Second Prime Minister Vote Set for Thursday Could Face Delay

The upcoming vote for prime minister, initially set for Thursday, could be delayed following the Ombudsman’s determination that it should be held off until a Constitutional Court decision is made regarding the declined PM nomination of Pita Limjaroenrat.

The Ombudsman requested the Constitutional Court on Monday to instruct the parliament to delay the upcoming prime ministerial vote, pending a verdict on Mr. Pita’s rejected renomination.

Pol Lt Col Keerop Kritteeranont, Secretary-General of the Office of the Ombudsman, stated that 17 objections were lodged against the parliament’s decision to reject the re-nomination of Mr. Pita as Prime Minister, saying it infringed their constitutional rights.

These objections originated from both the general public and parliament members, he mentioned, with some protestors suggesting the court should delay the next Prime Minister vote until a court ruling is made.

Hence, the Ombudsman has made a plea to the court to delay the vote for the Prime Minister by Members of Parliament and senators until a verdict is made to prevent irreparable future damage, as reported by Pol Lt Col Keerop.

Earlier on Monday, MFP Secretary-General Chaithawat Tulanon said that the party had appealed to the Ombudsman to ask the Constitutional Court to decide if Mr. Pita could be renominated.

Later, Nonthaburi MP for MFP Panyarut Nuntapusitanon confirmed that she and 16 other MFP MPs had together filed one of the objections with the Ombudsman’s office.

After the Ombudsman’s intervention, House Speaker Wan Muhamad Noor Matha stated that a group of parliamentary lawyers were still undecided on whether to postpone the PM vote.

He further added that this matter would be brought up for discussion at a meeting on Wednesday with outgoing government whips, the opposition, and the Senate.

“The result of a meeting today with the eight potential coalition parties will also be considered,” Mr Wan shared.

On July 19, parliament rejected the re-nomination of Mr. Pita by majority vote. His opponents argued that parliamentary rule 41 prohibits the resubmission of a failed motion within the same session, including Mr. Pita’s renomination.

Supporters of Mr. Pita contended that his nomination was not a common motion and should not be subjected to rule 41.

Approximately 115 law professors from 19 institutions expressed their disagreement on Monday with parliament’s July 19 resolution to block Mr. Pita’s renomination.

Senator Seree Suwanpanont proposed on Monday that Section 272 of the constitution should be abolished to resolve the impasse over the renomination of a PM candidate.

According to the constitution, if a joint parliamentary meeting fails to select a new premier from party candidate lists, Section 272 would activate an alternate path.

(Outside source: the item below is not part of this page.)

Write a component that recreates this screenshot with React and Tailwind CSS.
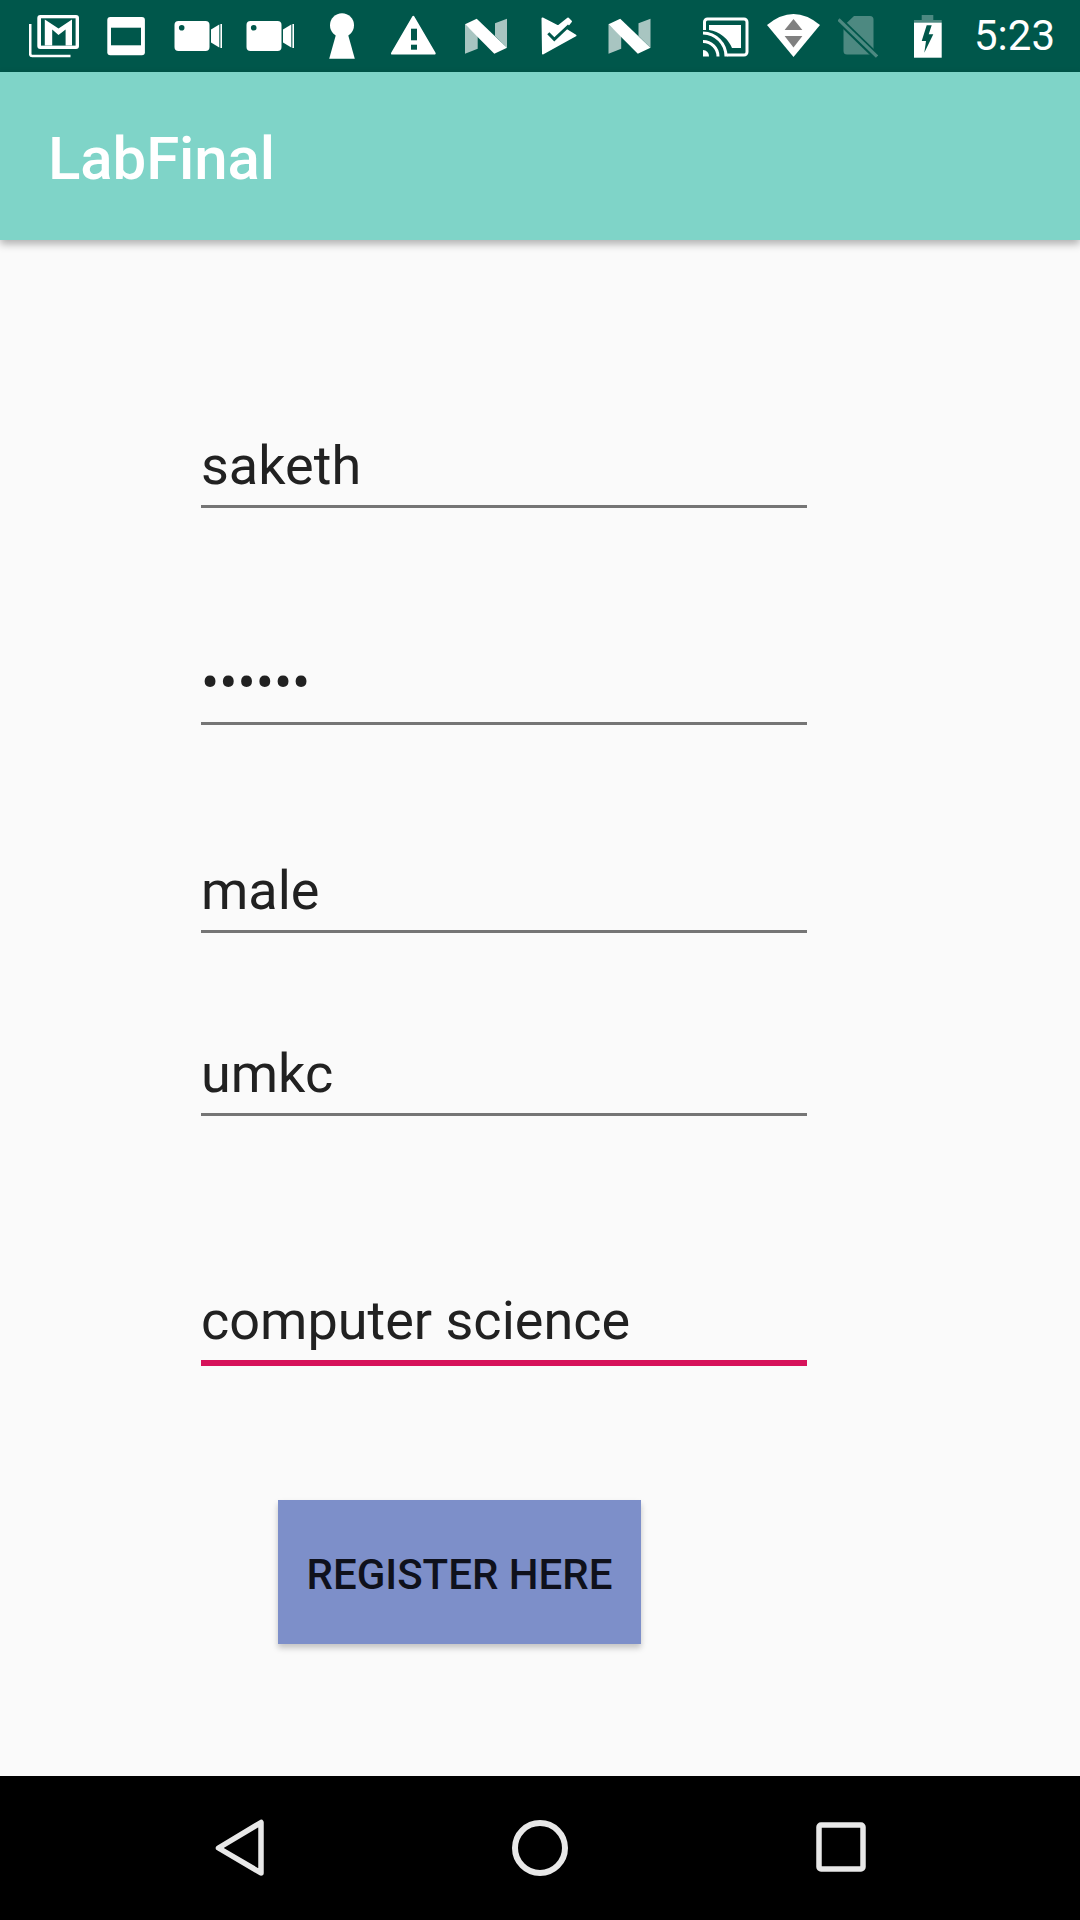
const DARK = "#00574b";
const DIM = "#4d8981";

function Ico({ x, w, className, children }) {
  return (
    <svg viewBox={`${x} 0 ${w} 72`} width={w} height={72} className={"block shrink-0 " + className}>
      {children}
    </svg>
  );
}

function Cam({ dx = 0 }) {
  return (
    <g transform={`translate(${dx} 0)`}>
      <rect x="174.5" y="21" width="35" height="30" rx="4" fill="#fff" />
      <circle cx="181.7" cy="27.7" r="2.8" fill={DARK} />
      <polygon points="211,29.5 219.3,24.5 219.3,47.5 211,42.5" fill="#fff" />
      <rect x="220.4" y="24" width="1.6" height="24" fill="#fff" />
    </g>
  );
}

function NIcon({ dx = 0 }) {
  return (
    <g transform={`translate(${dx} 0)`}>
      <polygon points="465,24.3 477.7,36 477.7,48.7 465,53.7" fill="#fff" fillOpacity="0.66" />
      <polygon points="495,23.3 507,18.7 507,47.7 495,36" fill="#fff" fillOpacity="0.66" />
      <polygon points="465,24.3 476.7,18.7 507,47.7 494.3,53.7" fill="#fff" />
    </g>
  );
}

function StatusBar() {
  return (
    <div className="flex h-[72px] items-start bg-[#00574b] pl-[29px]">
      <Ico x={29} w={50}>
        <path d="M30.2 24V54a2 2 0 0 0 2 2H70.5" fill="none" stroke="#fff" strokeWidth="2.6" />
        <rect x="37.3" y="15" width="41.7" height="34" rx="3" fill="#fff" />
        <rect x="41" y="18.3" width="34.6" height="27.3" fill={DARK} />
        <polygon points="44.800,45.600 44.800,19.500 58.500,28.500 72,19.500 72,45.600 65.600,45.600 65.600,29.500 58.500,35 52.200,29.500 52.200,45.600" fill="#fff" />
      </Ico>
      <Ico x={107} w={38} className="ml-[28px]">
        <rect x="107.3" y="17" width="37.6" height="38.3" rx="3" fill="#fff" />
        <rect x="111" y="27.7" width="30" height="17.6" fill={DARK} />
      </Ico>
      <Ico x={174} w={48} className="ml-[29px]">
        <Cam />
      </Ico>
      <Ico x={246} w={48} className="ml-[24px]">
        <Cam dx={72} />
      </Ico>
      <Ico x={329} w={26} className="ml-[35px]">
        <circle cx="342" cy="25.3" r="12" fill="#fff" />
        <polygon points="336.7,32 347.3,32 354.8,58.8 329.2,58.8" fill="#fff" />
      </Ico>
      <Ico x={390} w={47} className="ml-[35px]">
        <polygon points="413.3,17 434.5,53.4 392.2,53.4" fill="#fff" stroke="#fff" strokeWidth="2.4" strokeLinejoin="round" />
        <rect x="411" y="28.7" width="6" height="11.6" fill={DARK} />
        <rect x="411" y="44.7" width="6" height="5" fill={DARK} />
      </Ico>
      <Ico x={464} w={44} className="ml-[27px]">
        <NIcon />
      </Ico>
      <Ico x={540} w={38} className="ml-[32px]">
        <polygon points="542.500,18.500 558,26.500 568,18.500 571,21.500 565,29 575.500,35.500 543,53.500" fill="#fff" stroke="#fff" strokeWidth="2" strokeLinejoin="round" />
        <polyline points="548.300,33.300 554.300,39.300 569,25.500" fill="none" stroke={DARK} strokeWidth="3" />
      </Ico>
      <Ico x={608} w={44} className="ml-[30px]">
        <NIcon dx={143.5} />
      </Ico>
      <Ico x={701} w={48} className="ml-[49px]">
        <path d="M704.5 30V22a3 3 0 0 1 3-3H744a3 3 0 0 1 3 3V52a3 3 0 0 1-3 3H727" fill="none" stroke="#fff" strokeWidth="3" />
        <path d="M709 25H741V48H732A29 29 0 0 0 709 30Z" fill="#fff" />
        <path d="M703 50a6 6 0 0 1 6 6.500H703Z" fill="#fff" />
        <path d="M703 41.500A15 15 0 0 1 718 56.500" fill="none" stroke="#fff" strokeWidth="3" />
        <path d="M703 33A23.500 23.500 0 0 1 726 56.500" fill="none" stroke="#fff" strokeWidth="3" />
      </Ico>
      <Ico x={767} w={54} className="ml-[18px]">
        <path d="M767 25Q793.500 3 820 25L793.500 57Z" fill="#fff" />
        <polygon points="793.500,19 802.400,30 784.600,30" fill="#808080" />
        <polygon points="784.600,36 802.400,36 793.500,47.500" fill="#808080" />
      </Ico>
      <Ico x={838} w={40} className="ml-[17px]">
        <path d="M854 16H870a3.500 3.500 0 0 1 3.500 3.500V51a3.500 3.500 0 0 1-3.500 3.500H847a3.500 3.500 0 0 1-3.500-3.500V26Z" fill={DIM} />
        <line x1="838" y1="19" x2="877" y2="57" stroke={DARK} strokeWidth="7" />
        <line x1="838.500" y1="19.500" x2="877" y2="56.500" stroke={DIM} strokeWidth="3.200" />
      </Ico>
      <Ico x={914} w={28} className="ml-[36px]">
        <rect x="921.7" y="15" width="11.600" height="5" fill={DIM} />
        <rect x="914" y="20" width="27.700" height="3" fill={DIM} />
        <rect x="914" y="22.700" width="27.700" height="35" fill="#fff" />
        <polygon points="926.700,25.300 921.700,41 926,41 924.300,52.700 933.300,34.300 928.700,34.300 931.700,25.300" fill={DARK} />
      </Ico>
      <span className="ml-[32px] font-['Roboto',sans-serif] text-[42px] leading-[72px] text-white">5:23</span>
    </div>
  );
}

function Field({ className, line = "border-b-[3px] border-[#757575] leading-[59px]", children }) {
  return (
    <div className={"h-[72px] w-[606px] font-['Roboto',sans-serif] text-[54px] text-[#212121] " + line + " " + className}>
      {children}
    </div>
  );
}

export default function App() {
  return (
    <div className="flex h-[1920px] w-[1080px] flex-col overflow-hidden bg-[#fafafa]">
      <StatusBar />
      <header className="relative z-10 flex h-[168px] items-center bg-[#7fd4c8] pl-[48px] pt-[5px] font-['Roboto',sans-serif] text-[60px] font-medium tracking-[-0.1px] text-white shadow-[0_4px_8px_rgba(0,0,0,0.3)]">
        LabFinal
      </header>
      <main className="flex flex-1 flex-col items-start pl-[201px]">
        <Field className="mt-[196px]">saketh</Field>
        <Field className="mt-[145px]">••••••</Field>
        <Field className="mt-[136px]">male</Field>
        <Field className="mt-[111px]">umkc</Field>
        <Field className="mt-[178px]" line="border-b-[6px] border-[#d6125a] leading-[54px]">computer science</Field>
        <button className="ml-[77px] mt-[134px] flex h-[144px] w-[363px] items-center justify-center bg-[#7d8fc9] pt-[4px] font-['Roboto',sans-serif] text-[42px] font-medium text-[#0f111c] shadow-[0_4px_6px_rgba(0,0,0,0.22)]">
          REGISTER HERE
        </button>
      </main>
      <nav className="flex h-[144px] items-start bg-black pl-[213px] pt-[41px]">
        <svg viewBox="213 0 54 62" width="54" height="62" className="block shrink-0">
          <polygon points="218.500,31 261,5.500 261,56" fill="none" stroke="#e8e8e8" strokeWidth="5.500" strokeLinejoin="round" />
        </svg>
        <svg viewBox="0 0 60 60" width="60" height="60" className="ml-[243px] mt-[1px] block shrink-0">
          <circle cx="30" cy="30" r="25" fill="none" stroke="#e8e8e8" strokeWidth="6" />
        </svg>
        <svg viewBox="0 0 50 50" width="50" height="50" className="ml-[246px] mt-[5px] block shrink-0">
          <rect x="3" y="3" width="44" height="44" rx="2" fill="none" stroke="#e8e8e8" strokeWidth="5.500" />
        </svg>
      </nav>
    </div>
  );
}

In such a scenario, half of the 750 MPs and senators could propose a motion to suspend the rule that PM candidates must come from party lists, allowing an outsider to be nominated.

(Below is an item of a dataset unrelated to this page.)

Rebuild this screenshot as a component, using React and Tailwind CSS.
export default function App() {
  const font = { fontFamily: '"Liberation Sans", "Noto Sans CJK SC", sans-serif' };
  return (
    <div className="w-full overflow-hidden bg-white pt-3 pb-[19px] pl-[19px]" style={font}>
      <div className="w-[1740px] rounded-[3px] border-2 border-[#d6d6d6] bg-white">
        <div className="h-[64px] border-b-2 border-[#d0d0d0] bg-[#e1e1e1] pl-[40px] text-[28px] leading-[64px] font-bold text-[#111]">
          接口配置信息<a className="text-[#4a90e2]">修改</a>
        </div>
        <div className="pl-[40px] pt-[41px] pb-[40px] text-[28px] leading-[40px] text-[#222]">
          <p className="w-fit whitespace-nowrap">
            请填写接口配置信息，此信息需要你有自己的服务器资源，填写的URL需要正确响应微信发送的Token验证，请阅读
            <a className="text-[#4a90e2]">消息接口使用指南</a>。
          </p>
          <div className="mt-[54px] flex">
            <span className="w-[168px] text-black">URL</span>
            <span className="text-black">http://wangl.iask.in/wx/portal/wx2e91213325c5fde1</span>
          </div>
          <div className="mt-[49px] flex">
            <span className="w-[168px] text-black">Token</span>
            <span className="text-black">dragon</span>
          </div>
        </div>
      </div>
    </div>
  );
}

“Such a move needs the backing of two-thirds of all legislators, or 500, to suspend the rule, enabling candidates from the parties’ lists or an outsider to be nominated for a vote,” he explained.

Mr. Seree stated this means a PM candidate who was previously rejected could also be re-nominated only if two-thirds of the legislators agree to suspend the rule.

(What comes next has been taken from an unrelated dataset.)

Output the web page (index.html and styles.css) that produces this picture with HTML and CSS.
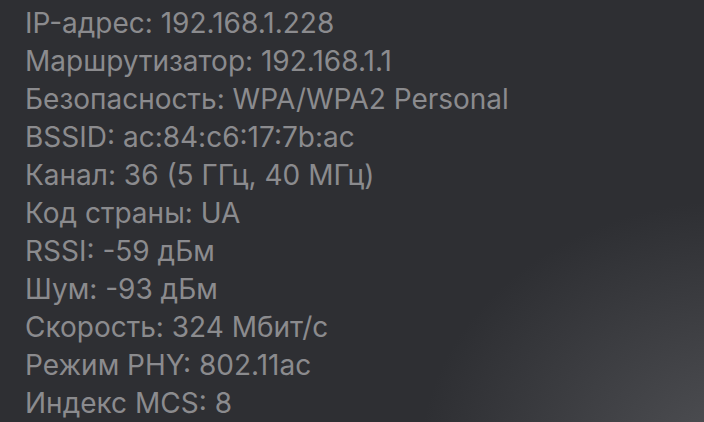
FILE: index.html
```html
<html>
    <head>
        <meta http-equiv="Content-Type" content="text/html; charset=utf-8">
        <title>Wi-Fi</title>
        <link rel="stylesheet" href="styles.css">
    </head>
    <body>
        <div class="menu">
            <ul class="infoList">
                <li>IP-адрес: 192.168.1.228</li>
                <li>Маршрутизатор: 192.168.1.1</li>
                <li>Безопасность: WPA/WPA2 Personal</li>
                <li>BSSID: ac:84:c6:17:7b:ac</li>
                <li>Канал: 36 (5 ГГц, 40 МГц)</li>
                <li>Код страны: UA</li>
                <li>RSSI: -59 дБм</li>
                <li>Шум: -93 дБм</li>
                <li>Скорость: 324 Мбит/с</li>
                <li>Режим PHY: 802.11ac</li>
                <li>Индекс MCS: 8</li>
            </ul>
        </div>
    </body>
</html>
```

FILE: styles.css
```css
body{
    margin: 0;
    background: #2e2f33;
}
.menu{
    width: 704px;
    height: 422px;
    overflow: hidden;
    background: radial-gradient(ellipse 320px 260px at 740px 460px, #505155 0%, rgba(46, 47, 51, 0) 100%), #2e2f33;
}
.infoList{
    list-style: none;
    margin: 0;
    padding: 4px 0 0 25px;
}
.infoList li{
    font-family: Inter, "Noto Sans", sans-serif;
    font-size: 28px;
    line-height: 38px;
    color: #8b8b8e;
    white-space: nowrap;
}
```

In this scenario, Mr. Seree stated that Mr. Pita could be renominated, although the MFP leader is currently under scrutiny over his eligibility due to shareholdings in iTV Plc.

Ex-Constitutional Court judge Jarun Pukditanakul stated that the court lacks the power to consider the Ombudsman’s petition on the constitutionality of parliament’s denial of Mr. Pita’s renomination under regulation 41.

According to Mr. Jarun, the court can be asked to rule on a draft of a parliamentary regulation that is yet to be enforced, but not a regulation that has already been implemented.

The rules of Parliament are the responsibility of the legislative branch, and the court doesn’t have the authority to instruct the Parliament, the Senate, or the House of Representatives to delay a PM vote as the Ombudsman requested, he stated.